* _Task instructions_
Output each entry that follows exactly. Images stay out.

Front-end source files:
···
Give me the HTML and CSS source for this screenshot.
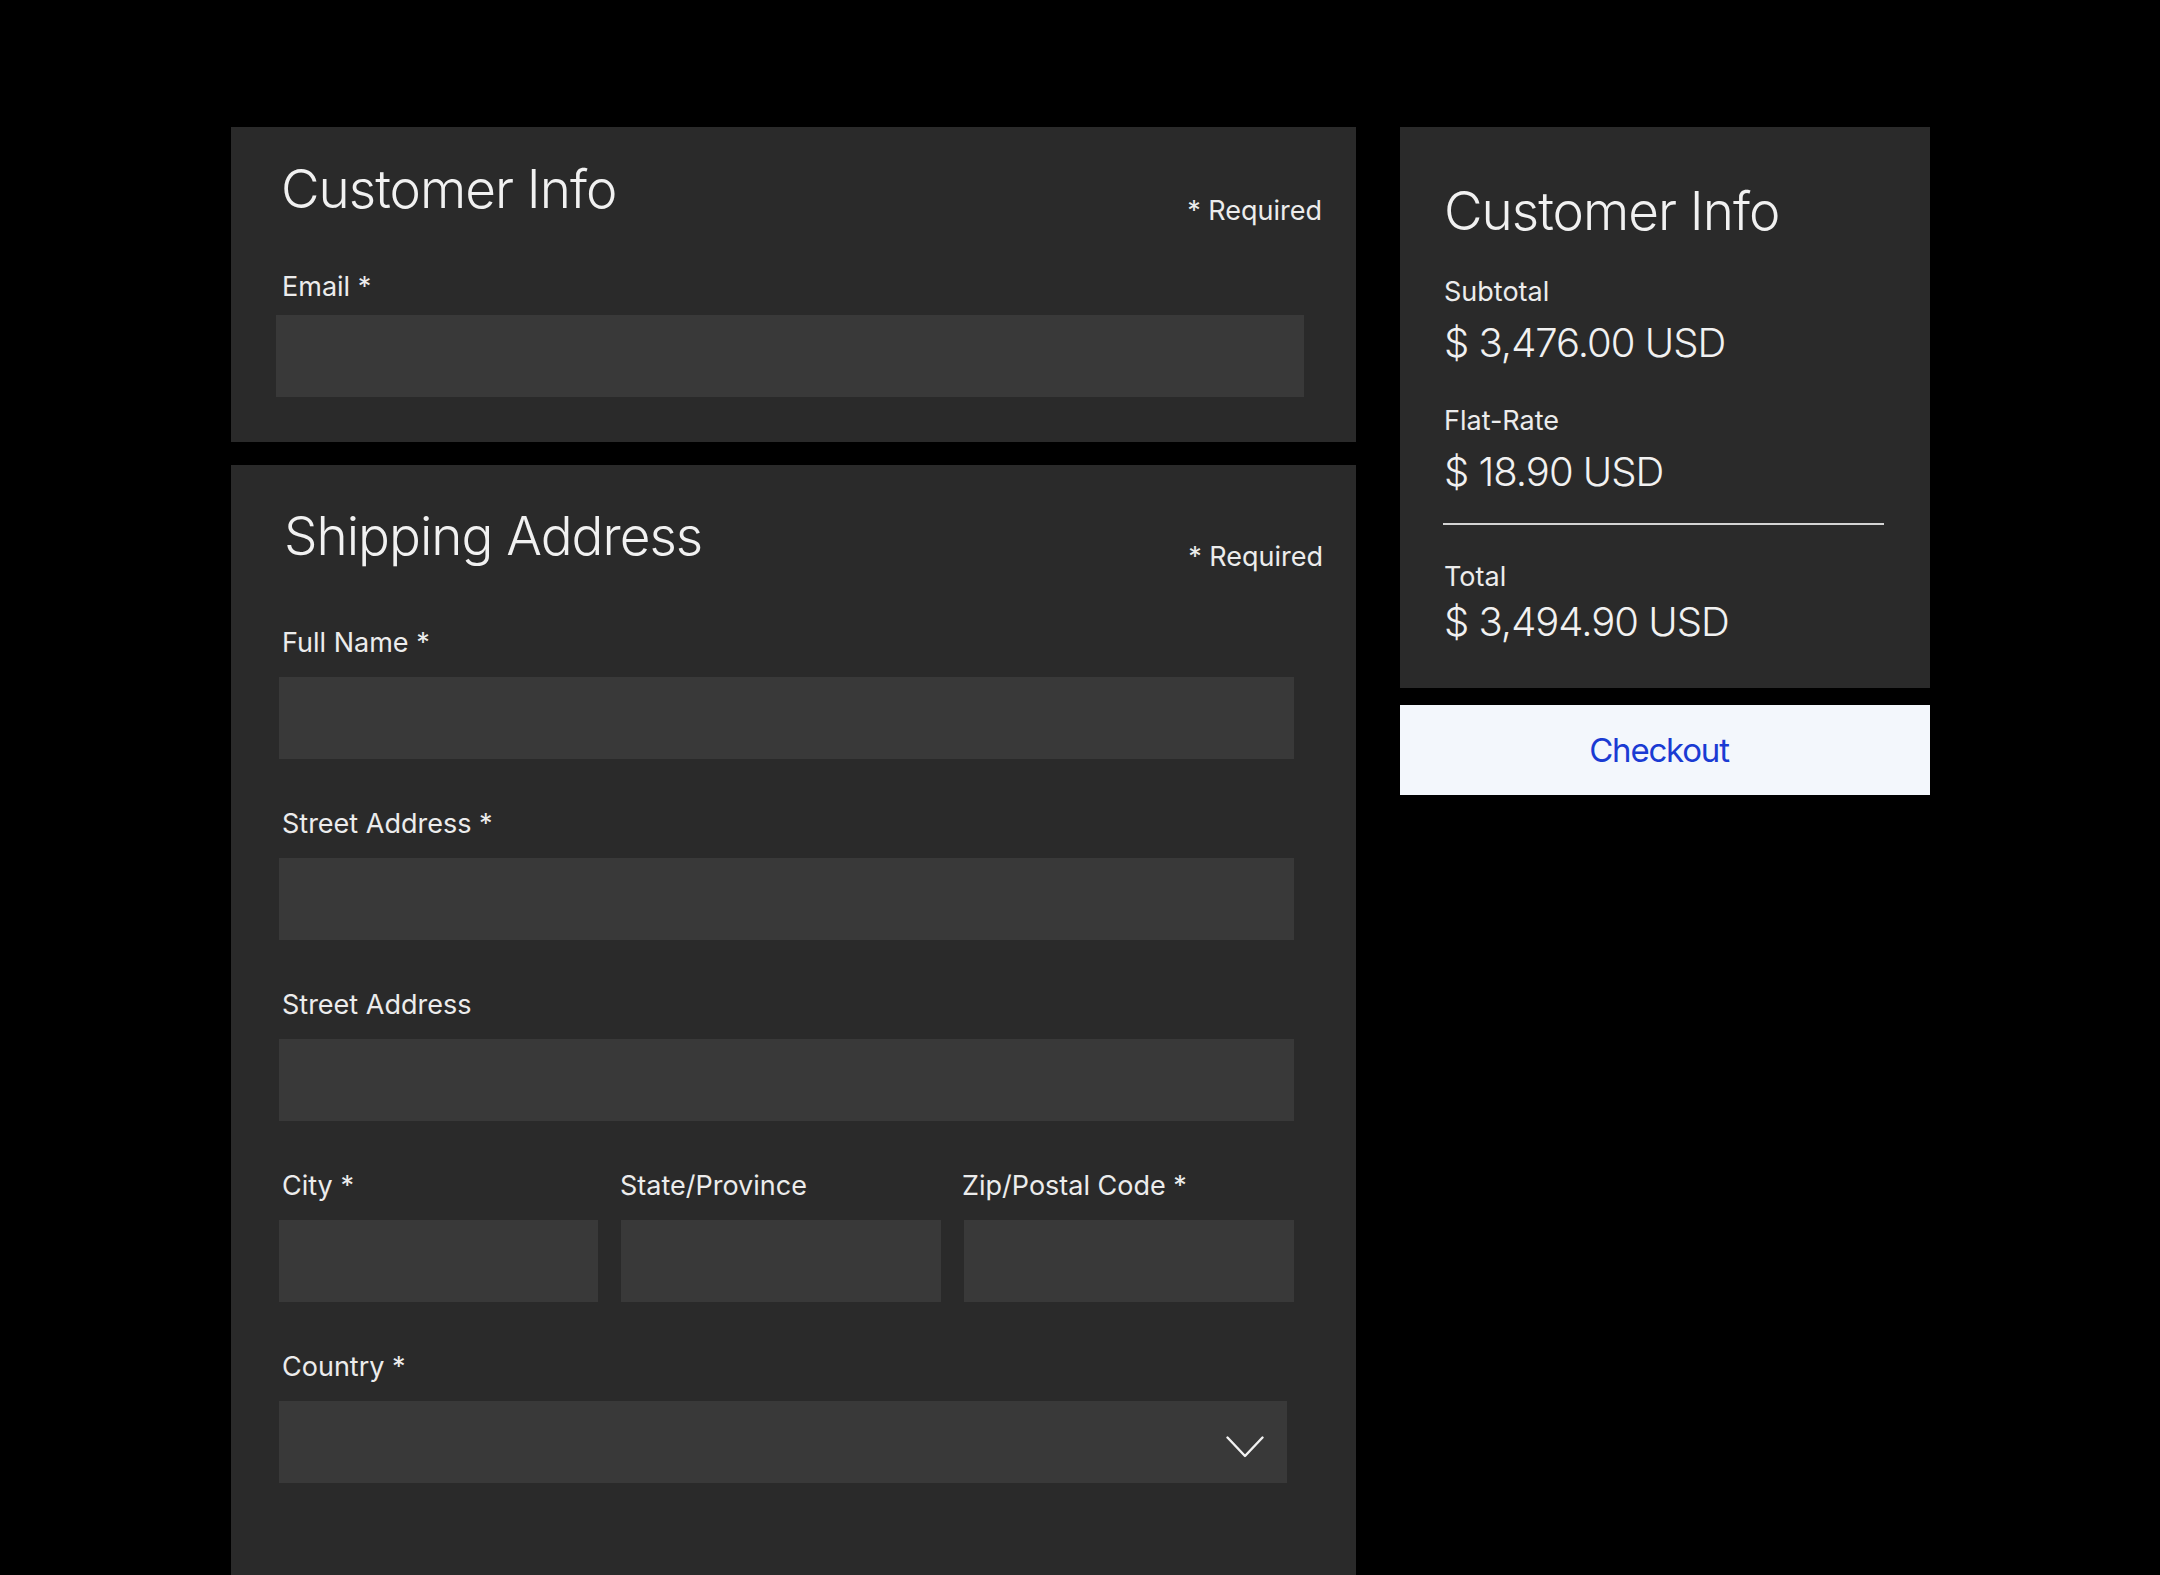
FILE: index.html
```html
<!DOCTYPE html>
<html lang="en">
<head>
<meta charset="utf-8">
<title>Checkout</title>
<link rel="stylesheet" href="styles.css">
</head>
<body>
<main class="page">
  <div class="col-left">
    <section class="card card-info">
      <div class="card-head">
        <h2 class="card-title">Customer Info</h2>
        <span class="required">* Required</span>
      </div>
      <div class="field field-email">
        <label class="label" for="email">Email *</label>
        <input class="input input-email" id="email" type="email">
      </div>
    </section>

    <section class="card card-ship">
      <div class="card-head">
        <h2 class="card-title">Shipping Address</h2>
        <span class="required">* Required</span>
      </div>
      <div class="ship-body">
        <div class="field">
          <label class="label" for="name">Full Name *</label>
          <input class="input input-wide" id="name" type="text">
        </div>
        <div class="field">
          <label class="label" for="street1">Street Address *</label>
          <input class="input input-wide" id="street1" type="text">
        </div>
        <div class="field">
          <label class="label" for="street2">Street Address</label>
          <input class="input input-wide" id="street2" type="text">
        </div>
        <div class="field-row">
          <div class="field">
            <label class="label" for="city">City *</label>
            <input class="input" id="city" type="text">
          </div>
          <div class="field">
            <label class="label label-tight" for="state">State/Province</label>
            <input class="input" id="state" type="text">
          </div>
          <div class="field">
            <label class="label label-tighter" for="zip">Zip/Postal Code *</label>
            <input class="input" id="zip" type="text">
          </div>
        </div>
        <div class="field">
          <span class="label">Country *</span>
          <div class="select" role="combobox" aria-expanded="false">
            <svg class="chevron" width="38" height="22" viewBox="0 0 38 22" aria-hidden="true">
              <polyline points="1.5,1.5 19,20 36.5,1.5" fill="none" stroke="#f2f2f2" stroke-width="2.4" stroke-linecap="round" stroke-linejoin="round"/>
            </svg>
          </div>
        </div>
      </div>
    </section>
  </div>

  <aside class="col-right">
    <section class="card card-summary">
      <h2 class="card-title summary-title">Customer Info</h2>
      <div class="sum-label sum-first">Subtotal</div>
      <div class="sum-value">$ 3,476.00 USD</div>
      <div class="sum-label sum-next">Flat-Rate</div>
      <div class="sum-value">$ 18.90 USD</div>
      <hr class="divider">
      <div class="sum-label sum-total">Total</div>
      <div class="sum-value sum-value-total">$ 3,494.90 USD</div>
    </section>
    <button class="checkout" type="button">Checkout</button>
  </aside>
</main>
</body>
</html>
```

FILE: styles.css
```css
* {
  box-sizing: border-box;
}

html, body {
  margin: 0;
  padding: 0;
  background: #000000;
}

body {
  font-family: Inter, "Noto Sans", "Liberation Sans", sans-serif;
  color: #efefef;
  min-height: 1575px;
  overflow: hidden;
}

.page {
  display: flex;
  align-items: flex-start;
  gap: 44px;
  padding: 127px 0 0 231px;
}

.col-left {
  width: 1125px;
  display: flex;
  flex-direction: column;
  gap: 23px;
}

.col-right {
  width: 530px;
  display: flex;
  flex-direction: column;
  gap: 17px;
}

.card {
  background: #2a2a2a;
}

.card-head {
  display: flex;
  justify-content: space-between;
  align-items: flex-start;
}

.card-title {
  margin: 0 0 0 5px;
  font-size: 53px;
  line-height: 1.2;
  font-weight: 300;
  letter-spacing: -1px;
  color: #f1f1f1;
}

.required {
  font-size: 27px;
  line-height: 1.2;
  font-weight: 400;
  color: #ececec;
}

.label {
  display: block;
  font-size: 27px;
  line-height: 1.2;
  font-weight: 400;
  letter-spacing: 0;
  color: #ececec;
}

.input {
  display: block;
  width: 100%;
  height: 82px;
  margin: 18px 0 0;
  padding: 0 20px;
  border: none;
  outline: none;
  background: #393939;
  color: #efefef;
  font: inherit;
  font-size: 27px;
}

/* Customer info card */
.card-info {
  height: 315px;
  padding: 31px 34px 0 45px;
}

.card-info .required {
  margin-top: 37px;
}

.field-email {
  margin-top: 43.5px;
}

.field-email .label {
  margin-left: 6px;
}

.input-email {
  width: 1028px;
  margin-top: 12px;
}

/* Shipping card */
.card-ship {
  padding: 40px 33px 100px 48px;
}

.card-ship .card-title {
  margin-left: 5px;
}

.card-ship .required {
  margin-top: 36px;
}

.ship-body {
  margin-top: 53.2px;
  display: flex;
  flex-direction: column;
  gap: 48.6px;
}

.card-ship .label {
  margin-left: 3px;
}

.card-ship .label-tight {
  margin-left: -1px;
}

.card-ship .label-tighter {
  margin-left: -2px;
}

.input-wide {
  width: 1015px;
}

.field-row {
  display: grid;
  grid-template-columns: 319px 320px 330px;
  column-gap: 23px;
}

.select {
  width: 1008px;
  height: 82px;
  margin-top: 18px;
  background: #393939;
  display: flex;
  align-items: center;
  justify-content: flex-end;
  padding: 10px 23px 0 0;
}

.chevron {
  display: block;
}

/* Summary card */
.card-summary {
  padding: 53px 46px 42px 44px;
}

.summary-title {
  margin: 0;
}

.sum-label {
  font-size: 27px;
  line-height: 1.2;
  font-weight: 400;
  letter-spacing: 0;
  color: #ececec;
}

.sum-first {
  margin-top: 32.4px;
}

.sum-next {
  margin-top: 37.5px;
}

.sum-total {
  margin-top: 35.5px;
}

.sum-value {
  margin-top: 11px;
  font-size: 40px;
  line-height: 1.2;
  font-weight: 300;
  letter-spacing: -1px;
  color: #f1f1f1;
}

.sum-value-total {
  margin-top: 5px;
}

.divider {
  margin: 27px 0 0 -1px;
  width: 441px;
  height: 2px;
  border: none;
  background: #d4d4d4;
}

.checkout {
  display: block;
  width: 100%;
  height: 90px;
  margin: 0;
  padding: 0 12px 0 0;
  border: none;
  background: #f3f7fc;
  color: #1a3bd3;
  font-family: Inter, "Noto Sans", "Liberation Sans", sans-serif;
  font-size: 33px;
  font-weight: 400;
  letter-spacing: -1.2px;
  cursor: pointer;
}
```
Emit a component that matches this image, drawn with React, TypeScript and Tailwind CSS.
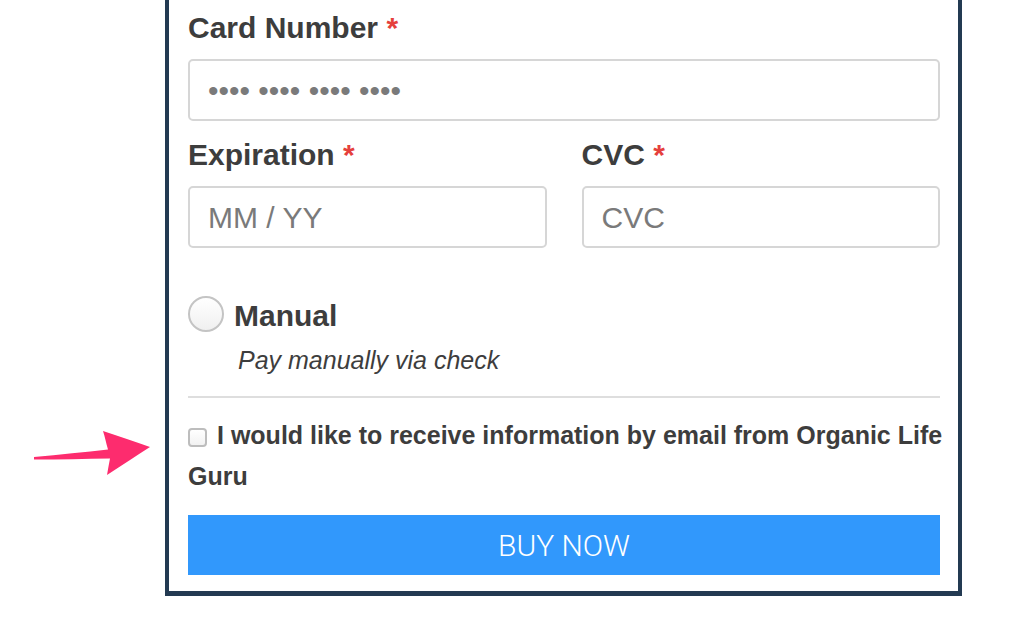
···
* _Answer to this problem_
Give me the HTML and CSS source for this screenshot.
FILE: index.html
```html
<!DOCTYPE html>
<html lang="en">
<head>
<meta charset="utf-8">
<title>Checkout</title>
<link rel="stylesheet" href="styles.css">
</head>
<body>
<main class="page">
  <div class="col-left">
    <section class="card card-info">
      <div class="card-head">
        <h2 class="card-title">Customer Info</h2>
        <span class="required">* Required</span>
      </div>
      <div class="field field-email">
        <label class="label" for="email">Email *</label>
        <input class="input input-email" id="email" type="email">
      </div>
    </section>

    <section class="card card-ship">
      <div class="card-head">
        <h2 class="card-title">Shipping Address</h2>
        <span class="required">* Required</span>
      </div>
      <div class="ship-body">
        <div class="field">
          <label class="label" for="name">Full Name *</label>
          <input class="input input-wide" id="name" type="text">
        </div>
        <div class="field">
          <label class="label" for="street1">Street Address *</label>
          <input class="input input-wide" id="street1" type="text">
        </div>
        <div class="field">
          <label class="label" for="street2">Street Address</label>
          <input class="input input-wide" id="street2" type="text">
        </div>
        <div class="field-row">
          <div class="field">
            <label class="label" for="city">City *</label>
            <input class="input" id="city" type="text">
          </div>
          <div class="field">
            <label class="label label-tight" for="state">State/Province</label>
            <input class="input" id="state" type="text">
          </div>
          <div class="field">
            <label class="label label-tighter" for="zip">Zip/Postal Code *</label>
            <input class="input" id="zip" type="text">
          </div>
        </div>
        <div class="field">
          <span class="label">Country *</span>
          <div class="select" role="combobox" aria-expanded="false">
            <svg class="chevron" width="38" height="22" viewBox="0 0 38 22" aria-hidden="true">
              <polyline points="1.5,1.5 19,20 36.5,1.5" fill="none" stroke="#f2f2f2" stroke-width="2.4" stroke-linecap="round" stroke-linejoin="round"/>
            </svg>
          </div>
        </div>
      </div>
    </section>
  </div>

  <aside class="col-right">
    <section class="card card-summary">
      <h2 class="card-title summary-title">Customer Info</h2>
      <div class="sum-label sum-first">Subtotal</div>
      <div class="sum-value">$ 3,476.00 USD</div>
      <div class="sum-label sum-next">Flat-Rate</div>
      <div class="sum-value">$ 18.90 USD</div>
      <hr class="divider">
      <div class="sum-label sum-total">Total</div>
      <div class="sum-value sum-value-total">$ 3,494.90 USD</div>
    </section>
    <button class="checkout" type="button">Checkout</button>
  </aside>
</main>
</body>
</html>
```

FILE: styles.css
```css
* {
  box-sizing: border-box;
}

html, body {
  margin: 0;
  padding: 0;
  background: #000000;
}

body {
  font-family: Inter, "Noto Sans", "Liberation Sans", sans-serif;
  color: #efefef;
  min-height: 1575px;
  overflow: hidden;
}

.page {
  display: flex;
  align-items: flex-start;
  gap: 44px;
  padding: 127px 0 0 231px;
}

.col-left {
  width: 1125px;
  display: flex;
  flex-direction: column;
  gap: 23px;
}

.col-right {
  width: 530px;
  display: flex;
  flex-direction: column;
  gap: 17px;
}

.card {
  background: #2a2a2a;
}

.card-head {
  display: flex;
  justify-content: space-between;
  align-items: flex-start;
}

.card-title {
  margin: 0 0 0 5px;
  font-size: 53px;
  line-height: 1.2;
  font-weight: 300;
  letter-spacing: -1px;
  color: #f1f1f1;
}

.required {
  font-size: 27px;
  line-height: 1.2;
  font-weight: 400;
  color: #ececec;
}

.label {
  display: block;
  font-size: 27px;
  line-height: 1.2;
  font-weight: 400;
  letter-spacing: 0;
  color: #ececec;
}

.input {
  display: block;
  width: 100%;
  height: 82px;
  margin: 18px 0 0;
  padding: 0 20px;
  border: none;
  outline: none;
  background: #393939;
  color: #efefef;
  font: inherit;
  font-size: 27px;
}

/* Customer info card */
.card-info {
  height: 315px;
  padding: 31px 34px 0 45px;
}

.card-info .required {
  margin-top: 37px;
}

.field-email {
  margin-top: 43.5px;
}

.field-email .label {
  margin-left: 6px;
}

.input-email {
  width: 1028px;
  margin-top: 12px;
}

/* Shipping card */
.card-ship {
  padding: 40px 33px 100px 48px;
}

.card-ship .card-title {
  margin-left: 5px;
}

.card-ship .required {
  margin-top: 36px;
}

.ship-body {
  margin-top: 53.2px;
  display: flex;
  flex-direction: column;
  gap: 48.6px;
}

.card-ship .label {
  margin-left: 3px;
}

.card-ship .label-tight {
  margin-left: -1px;
}

.card-ship .label-tighter {
  margin-left: -2px;
}

.input-wide {
  width: 1015px;
}

.field-row {
  display: grid;
  grid-template-columns: 319px 320px 330px;
  column-gap: 23px;
}

.select {
  width: 1008px;
  height: 82px;
  margin-top: 18px;
  background: #393939;
  display: flex;
  align-items: center;
  justify-content: flex-end;
  padding: 10px 23px 0 0;
}

.chevron {
  display: block;
}

/* Summary card */
.card-summary {
  padding: 53px 46px 42px 44px;
}

.summary-title {
  margin: 0;
}

.sum-label {
  font-size: 27px;
  line-height: 1.2;
  font-weight: 400;
  letter-spacing: 0;
  color: #ececec;
}

.sum-first {
  margin-top: 32.4px;
}

.sum-next {
  margin-top: 37.5px;
}

.sum-total {
  margin-top: 35.5px;
}

.sum-value {
  margin-top: 11px;
  font-size: 40px;
  line-height: 1.2;
  font-weight: 300;
  letter-spacing: -1px;
  color: #f1f1f1;
}

.sum-value-total {
  margin-top: 5px;
}

.divider {
  margin: 27px 0 0 -1px;
  width: 441px;
  height: 2px;
  border: none;
  background: #d4d4d4;
}

.checkout {
  display: block;
  width: 100%;
  height: 90px;
  margin: 0;
  padding: 0 12px 0 0;
  border: none;
  background: #f3f7fc;
  color: #1a3bd3;
  font-family: Inter, "Noto Sans", "Liberation Sans", sans-serif;
  font-size: 33px;
  font-weight: 400;
  letter-spacing: -1.2px;
  cursor: pointer;
}
```
Emit a component that matches this image, drawn with React, TypeScript and Tailwind CSS.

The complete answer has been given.